Data section:
** BEGIN **
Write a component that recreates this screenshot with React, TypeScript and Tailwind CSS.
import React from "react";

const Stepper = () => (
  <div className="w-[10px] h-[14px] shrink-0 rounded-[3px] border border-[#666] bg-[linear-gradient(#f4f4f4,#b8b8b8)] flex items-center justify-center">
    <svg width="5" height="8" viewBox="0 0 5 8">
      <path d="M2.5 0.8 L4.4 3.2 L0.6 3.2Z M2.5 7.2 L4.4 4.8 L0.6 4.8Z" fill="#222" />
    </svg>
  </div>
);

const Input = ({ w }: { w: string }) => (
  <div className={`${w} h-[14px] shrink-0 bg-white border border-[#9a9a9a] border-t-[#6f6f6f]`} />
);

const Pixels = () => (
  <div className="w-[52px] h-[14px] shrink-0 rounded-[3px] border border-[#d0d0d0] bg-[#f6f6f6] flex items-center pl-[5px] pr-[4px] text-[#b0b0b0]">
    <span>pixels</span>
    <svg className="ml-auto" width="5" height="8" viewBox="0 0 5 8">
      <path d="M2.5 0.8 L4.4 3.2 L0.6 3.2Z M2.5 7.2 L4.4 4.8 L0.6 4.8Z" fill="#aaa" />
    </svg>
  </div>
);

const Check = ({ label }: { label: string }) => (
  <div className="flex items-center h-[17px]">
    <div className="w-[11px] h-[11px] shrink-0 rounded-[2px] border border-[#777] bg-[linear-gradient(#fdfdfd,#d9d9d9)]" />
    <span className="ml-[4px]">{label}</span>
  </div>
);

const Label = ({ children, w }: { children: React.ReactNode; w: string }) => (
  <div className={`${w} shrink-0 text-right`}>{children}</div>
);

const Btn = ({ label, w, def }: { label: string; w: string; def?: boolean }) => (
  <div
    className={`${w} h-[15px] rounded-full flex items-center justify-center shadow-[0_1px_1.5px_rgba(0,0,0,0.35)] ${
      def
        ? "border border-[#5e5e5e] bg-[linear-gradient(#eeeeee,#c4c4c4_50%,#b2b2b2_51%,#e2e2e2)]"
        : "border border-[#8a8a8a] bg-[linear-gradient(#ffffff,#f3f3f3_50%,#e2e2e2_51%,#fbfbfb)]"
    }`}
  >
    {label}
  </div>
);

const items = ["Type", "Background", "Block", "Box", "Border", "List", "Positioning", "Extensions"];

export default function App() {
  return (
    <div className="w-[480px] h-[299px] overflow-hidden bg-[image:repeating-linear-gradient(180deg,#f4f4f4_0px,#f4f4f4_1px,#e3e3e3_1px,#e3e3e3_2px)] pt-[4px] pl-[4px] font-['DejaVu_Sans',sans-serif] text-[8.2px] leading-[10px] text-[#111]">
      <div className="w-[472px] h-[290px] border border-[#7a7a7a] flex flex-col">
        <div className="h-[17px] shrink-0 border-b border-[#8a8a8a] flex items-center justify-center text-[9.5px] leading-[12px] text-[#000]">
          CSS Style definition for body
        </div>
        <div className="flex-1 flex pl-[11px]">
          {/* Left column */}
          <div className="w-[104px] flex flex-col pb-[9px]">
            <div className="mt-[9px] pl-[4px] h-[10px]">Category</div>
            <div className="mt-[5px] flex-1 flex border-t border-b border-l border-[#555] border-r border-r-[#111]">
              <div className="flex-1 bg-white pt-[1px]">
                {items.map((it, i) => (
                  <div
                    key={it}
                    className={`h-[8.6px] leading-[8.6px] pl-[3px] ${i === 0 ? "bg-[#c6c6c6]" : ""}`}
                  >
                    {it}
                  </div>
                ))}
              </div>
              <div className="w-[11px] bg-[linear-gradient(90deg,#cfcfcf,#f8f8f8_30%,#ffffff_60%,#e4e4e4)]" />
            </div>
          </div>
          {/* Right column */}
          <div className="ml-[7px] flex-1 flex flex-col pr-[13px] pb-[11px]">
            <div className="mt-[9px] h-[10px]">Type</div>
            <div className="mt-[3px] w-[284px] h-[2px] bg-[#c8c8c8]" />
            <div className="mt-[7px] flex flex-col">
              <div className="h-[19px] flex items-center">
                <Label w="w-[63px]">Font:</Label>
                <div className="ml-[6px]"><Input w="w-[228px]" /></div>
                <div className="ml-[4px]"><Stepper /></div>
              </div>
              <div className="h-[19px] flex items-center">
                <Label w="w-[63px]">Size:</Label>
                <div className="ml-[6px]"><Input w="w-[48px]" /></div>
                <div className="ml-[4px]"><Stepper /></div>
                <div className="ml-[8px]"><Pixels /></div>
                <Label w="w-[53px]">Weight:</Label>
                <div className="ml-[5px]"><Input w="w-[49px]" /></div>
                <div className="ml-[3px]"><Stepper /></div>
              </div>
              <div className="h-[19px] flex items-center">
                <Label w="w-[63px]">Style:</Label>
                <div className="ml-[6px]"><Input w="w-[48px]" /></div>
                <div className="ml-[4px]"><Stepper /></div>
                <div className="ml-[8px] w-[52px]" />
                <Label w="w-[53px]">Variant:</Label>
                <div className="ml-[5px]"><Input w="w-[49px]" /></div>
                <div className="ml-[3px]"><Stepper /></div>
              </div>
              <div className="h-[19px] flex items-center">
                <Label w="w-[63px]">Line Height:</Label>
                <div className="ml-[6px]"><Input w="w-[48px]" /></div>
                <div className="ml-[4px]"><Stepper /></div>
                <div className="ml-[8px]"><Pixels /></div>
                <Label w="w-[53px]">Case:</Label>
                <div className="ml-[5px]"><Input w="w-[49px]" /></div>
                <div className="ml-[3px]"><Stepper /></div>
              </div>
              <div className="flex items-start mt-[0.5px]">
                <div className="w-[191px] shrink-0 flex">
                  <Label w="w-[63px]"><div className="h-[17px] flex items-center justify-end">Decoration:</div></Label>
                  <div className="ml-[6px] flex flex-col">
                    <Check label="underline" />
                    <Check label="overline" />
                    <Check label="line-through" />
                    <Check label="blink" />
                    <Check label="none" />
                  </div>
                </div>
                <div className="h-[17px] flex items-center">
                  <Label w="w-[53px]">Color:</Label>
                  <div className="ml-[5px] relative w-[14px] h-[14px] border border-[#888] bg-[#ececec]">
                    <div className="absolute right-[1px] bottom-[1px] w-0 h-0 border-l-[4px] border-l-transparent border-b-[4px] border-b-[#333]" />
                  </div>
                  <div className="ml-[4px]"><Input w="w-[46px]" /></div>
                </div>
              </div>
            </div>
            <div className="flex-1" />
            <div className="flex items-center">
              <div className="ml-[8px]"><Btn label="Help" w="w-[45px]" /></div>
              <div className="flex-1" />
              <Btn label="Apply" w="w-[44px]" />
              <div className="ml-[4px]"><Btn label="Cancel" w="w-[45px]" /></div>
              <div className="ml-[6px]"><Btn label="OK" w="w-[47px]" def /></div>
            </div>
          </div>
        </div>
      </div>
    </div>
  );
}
** END **
** BEGIN **
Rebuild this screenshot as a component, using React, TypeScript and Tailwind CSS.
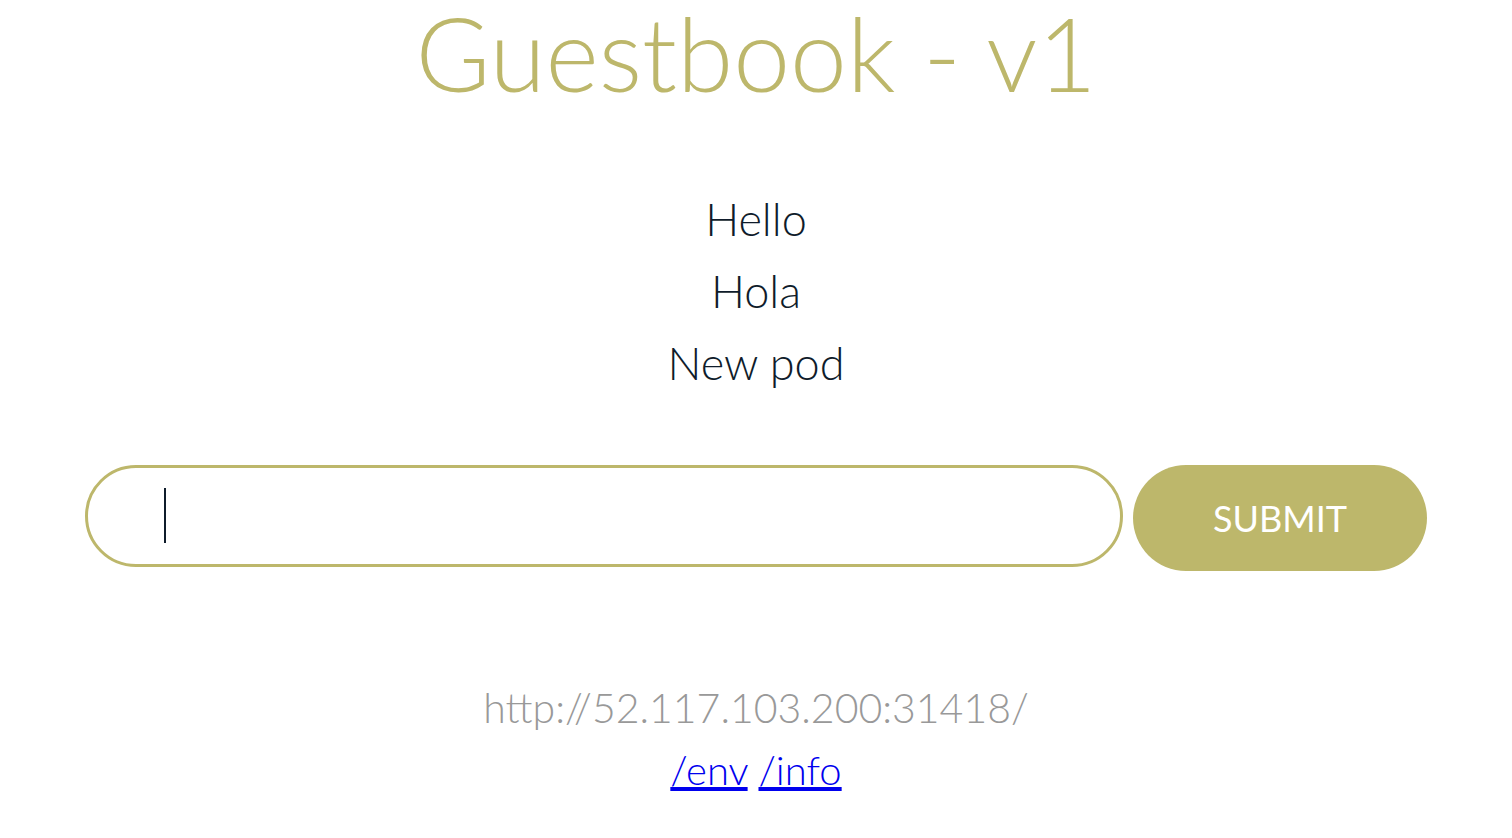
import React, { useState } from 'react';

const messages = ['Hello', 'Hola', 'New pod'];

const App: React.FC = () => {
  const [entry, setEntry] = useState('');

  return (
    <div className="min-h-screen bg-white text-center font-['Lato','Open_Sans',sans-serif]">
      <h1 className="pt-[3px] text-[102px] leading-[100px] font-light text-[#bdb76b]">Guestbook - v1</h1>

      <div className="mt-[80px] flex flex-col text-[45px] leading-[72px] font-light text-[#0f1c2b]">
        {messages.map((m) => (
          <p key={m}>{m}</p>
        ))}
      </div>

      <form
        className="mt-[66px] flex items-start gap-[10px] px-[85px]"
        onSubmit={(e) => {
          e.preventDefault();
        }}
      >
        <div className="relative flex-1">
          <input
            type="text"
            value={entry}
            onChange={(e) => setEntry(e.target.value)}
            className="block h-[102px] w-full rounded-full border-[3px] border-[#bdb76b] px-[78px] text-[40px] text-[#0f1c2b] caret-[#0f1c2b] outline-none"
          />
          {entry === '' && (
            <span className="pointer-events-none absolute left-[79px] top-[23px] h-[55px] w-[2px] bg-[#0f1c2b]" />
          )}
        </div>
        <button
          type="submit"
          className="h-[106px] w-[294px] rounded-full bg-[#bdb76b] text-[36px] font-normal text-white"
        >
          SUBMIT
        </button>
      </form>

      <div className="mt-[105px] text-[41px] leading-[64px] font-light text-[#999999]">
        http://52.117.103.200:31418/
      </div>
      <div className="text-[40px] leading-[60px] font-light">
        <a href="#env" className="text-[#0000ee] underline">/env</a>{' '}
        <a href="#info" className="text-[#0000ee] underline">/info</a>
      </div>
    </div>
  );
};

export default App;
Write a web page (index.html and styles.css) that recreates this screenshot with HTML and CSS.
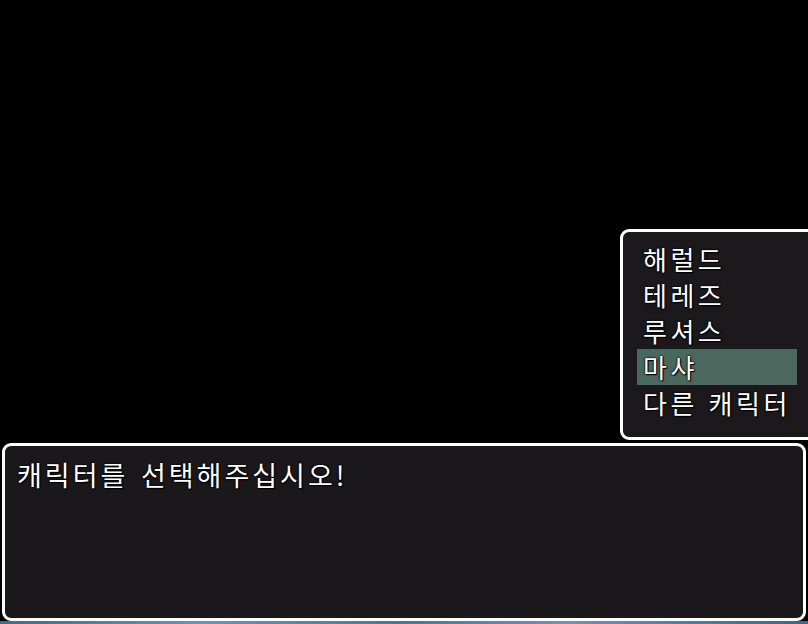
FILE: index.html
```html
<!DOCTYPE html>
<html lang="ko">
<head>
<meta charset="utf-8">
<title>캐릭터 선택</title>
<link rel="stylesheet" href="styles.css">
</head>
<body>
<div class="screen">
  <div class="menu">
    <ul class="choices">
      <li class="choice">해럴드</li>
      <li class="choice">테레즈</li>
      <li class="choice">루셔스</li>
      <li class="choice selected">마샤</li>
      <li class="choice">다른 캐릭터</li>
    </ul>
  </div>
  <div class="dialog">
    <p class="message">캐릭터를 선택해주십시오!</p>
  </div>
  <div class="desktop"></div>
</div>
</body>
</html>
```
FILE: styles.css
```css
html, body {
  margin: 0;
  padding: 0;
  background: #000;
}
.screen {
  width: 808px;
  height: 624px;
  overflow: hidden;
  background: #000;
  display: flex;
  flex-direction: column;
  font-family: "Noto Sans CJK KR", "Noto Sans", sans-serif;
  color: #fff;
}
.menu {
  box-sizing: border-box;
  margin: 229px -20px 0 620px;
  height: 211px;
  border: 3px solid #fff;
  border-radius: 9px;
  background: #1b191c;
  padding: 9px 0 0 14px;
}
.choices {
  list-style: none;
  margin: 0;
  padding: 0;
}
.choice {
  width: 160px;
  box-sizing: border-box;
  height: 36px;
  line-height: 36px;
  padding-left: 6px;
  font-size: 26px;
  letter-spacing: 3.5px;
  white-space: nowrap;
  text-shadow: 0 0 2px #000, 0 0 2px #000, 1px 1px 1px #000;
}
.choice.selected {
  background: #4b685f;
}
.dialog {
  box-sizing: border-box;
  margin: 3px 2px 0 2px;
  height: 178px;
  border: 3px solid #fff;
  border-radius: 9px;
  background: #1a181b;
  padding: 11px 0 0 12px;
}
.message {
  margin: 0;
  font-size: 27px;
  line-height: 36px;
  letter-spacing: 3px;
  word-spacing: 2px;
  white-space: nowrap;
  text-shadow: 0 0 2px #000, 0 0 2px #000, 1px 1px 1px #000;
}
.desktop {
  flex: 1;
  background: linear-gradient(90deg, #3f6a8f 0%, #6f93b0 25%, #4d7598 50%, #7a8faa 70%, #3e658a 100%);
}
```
** END **
** BEGIN **
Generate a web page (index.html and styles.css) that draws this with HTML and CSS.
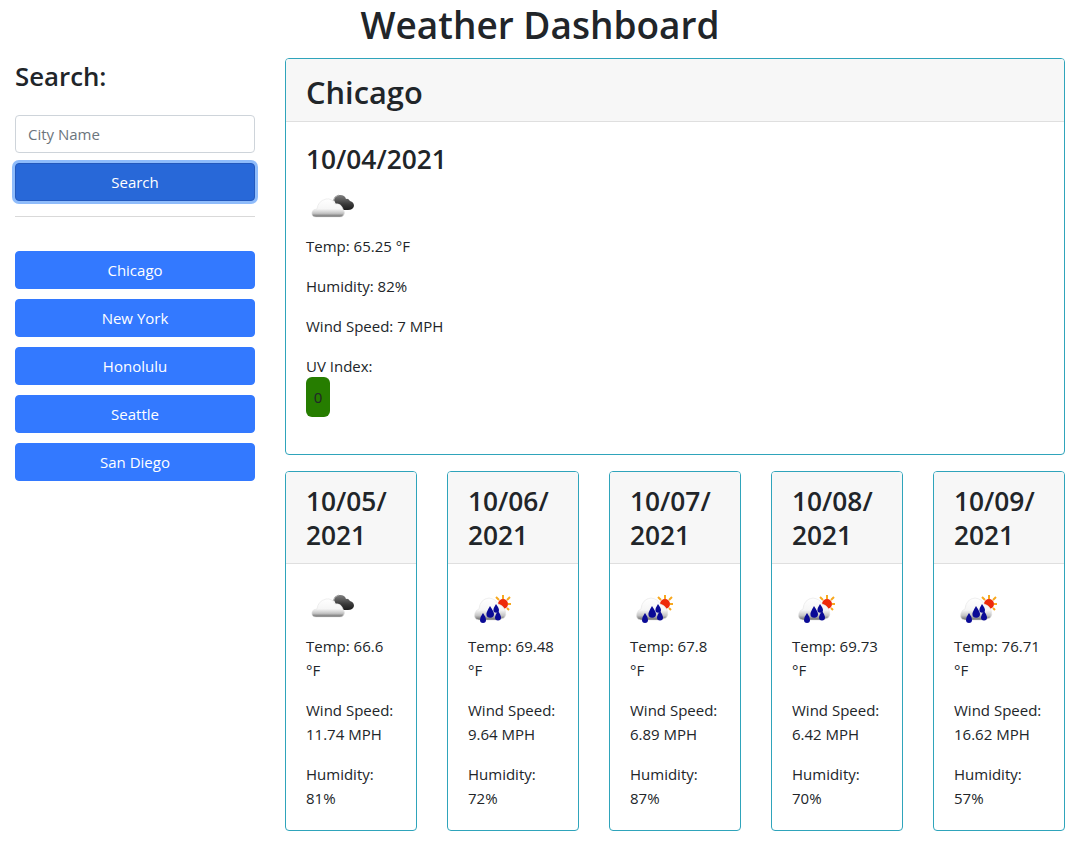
** END **
Count how many lines contain "with" and give only that count.

Finished task:
3